It looks like we are getting garlic scapes in our share. Bon Appetit magazine says... "Garlic scapes are the stalks that grow from the bulbs of hardneck garlic plants. If left unharvested, the scapes eventually bloom flowers when the garlic plant fully matures. However, the scapes are usually harvested before they flower so the garlic plant can channel all its energy into producing the most flavorful bulbs. The resulting scapes taste mild and sweet, like chives or scallions, but with a hit of unmistakable garlicky flavor that's softer than its bulbous counterpart."
For the Salad:
- 1/2 lb. dry pasta (your choice of shape)
- 1 cup chickpeas (canned is fine, rinsed and drained)
- 1 1/2 cups baby spinach leaves
For the Dressing:
- 2 tablespoons finely chopped garlic scapes (or 1 clove garlic, peeled and finely minced)
- 3 tablespoons olive oil
- 1 tablespoon fresh lemon juice
- 1 tablespoon sesame paste (tahini)
- 3 - 4 tablespoons water (depending on desired consistency)
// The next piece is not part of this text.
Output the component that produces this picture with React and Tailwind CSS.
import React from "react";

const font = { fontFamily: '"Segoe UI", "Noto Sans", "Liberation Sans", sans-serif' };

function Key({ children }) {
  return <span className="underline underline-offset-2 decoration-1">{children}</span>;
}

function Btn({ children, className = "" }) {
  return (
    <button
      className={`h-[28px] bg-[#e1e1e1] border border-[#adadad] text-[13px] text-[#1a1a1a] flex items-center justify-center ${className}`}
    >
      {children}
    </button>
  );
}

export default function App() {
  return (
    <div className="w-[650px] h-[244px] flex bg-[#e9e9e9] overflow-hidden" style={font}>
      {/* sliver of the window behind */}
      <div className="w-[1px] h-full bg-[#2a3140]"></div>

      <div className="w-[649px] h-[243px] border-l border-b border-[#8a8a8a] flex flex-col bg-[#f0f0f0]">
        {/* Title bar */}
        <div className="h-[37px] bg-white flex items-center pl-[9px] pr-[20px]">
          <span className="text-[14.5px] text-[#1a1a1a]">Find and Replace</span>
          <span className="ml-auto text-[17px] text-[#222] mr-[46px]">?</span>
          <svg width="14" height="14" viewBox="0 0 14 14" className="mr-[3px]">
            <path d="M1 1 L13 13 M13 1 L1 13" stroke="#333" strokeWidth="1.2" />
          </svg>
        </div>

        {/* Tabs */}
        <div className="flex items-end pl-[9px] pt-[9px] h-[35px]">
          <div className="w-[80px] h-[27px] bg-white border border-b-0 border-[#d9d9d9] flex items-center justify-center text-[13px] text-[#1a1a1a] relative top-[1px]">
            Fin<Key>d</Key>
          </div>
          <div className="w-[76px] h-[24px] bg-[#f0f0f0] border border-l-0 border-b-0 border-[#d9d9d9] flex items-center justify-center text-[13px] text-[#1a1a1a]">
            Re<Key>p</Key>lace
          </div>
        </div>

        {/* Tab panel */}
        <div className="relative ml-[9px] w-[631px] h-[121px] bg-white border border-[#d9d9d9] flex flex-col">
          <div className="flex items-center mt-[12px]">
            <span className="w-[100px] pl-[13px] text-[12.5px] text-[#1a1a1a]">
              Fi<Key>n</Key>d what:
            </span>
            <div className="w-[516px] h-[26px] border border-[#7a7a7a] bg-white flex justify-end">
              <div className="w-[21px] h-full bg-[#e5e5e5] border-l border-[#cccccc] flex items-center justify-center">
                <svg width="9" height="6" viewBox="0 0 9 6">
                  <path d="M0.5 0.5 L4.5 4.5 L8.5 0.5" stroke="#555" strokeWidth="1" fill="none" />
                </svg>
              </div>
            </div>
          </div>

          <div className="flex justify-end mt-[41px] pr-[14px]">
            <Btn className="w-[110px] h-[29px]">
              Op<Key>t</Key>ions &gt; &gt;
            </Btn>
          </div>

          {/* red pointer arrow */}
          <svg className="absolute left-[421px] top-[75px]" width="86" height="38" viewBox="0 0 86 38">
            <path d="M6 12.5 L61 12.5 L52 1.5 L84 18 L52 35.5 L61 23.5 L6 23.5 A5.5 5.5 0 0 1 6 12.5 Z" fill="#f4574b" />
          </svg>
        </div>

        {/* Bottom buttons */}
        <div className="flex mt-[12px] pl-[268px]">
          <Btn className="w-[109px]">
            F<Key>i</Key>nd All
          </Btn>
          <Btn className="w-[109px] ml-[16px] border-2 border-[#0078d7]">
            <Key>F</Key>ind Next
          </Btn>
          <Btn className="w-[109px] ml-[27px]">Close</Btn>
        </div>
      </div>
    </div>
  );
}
- Pinch of red pepper flakes, to taste
- 1/4 teaspoon dried oregano
- 1/4 teaspoon ground black pepper
- Salt, to taste
Directions:
Add the pasta to a large pot of boiling salted water and cook according to the package directions. Drain the cooked pasta and return to the pot. Stir in the rinsed and drained chickpeas as well as the baby spinach leaves. Note that the residual heat of the pasta will cook the spinach down a bit.
Make the dressing by whisking together the chopped garlic scapes or minced garlic, olive oil, fresh lemon juice, sesame paste, water, red pepper flakes, dried oregano, ground black pepper and salt.
Toss the pasta, spinach and chickpeas with the dressing and serve at room temperature.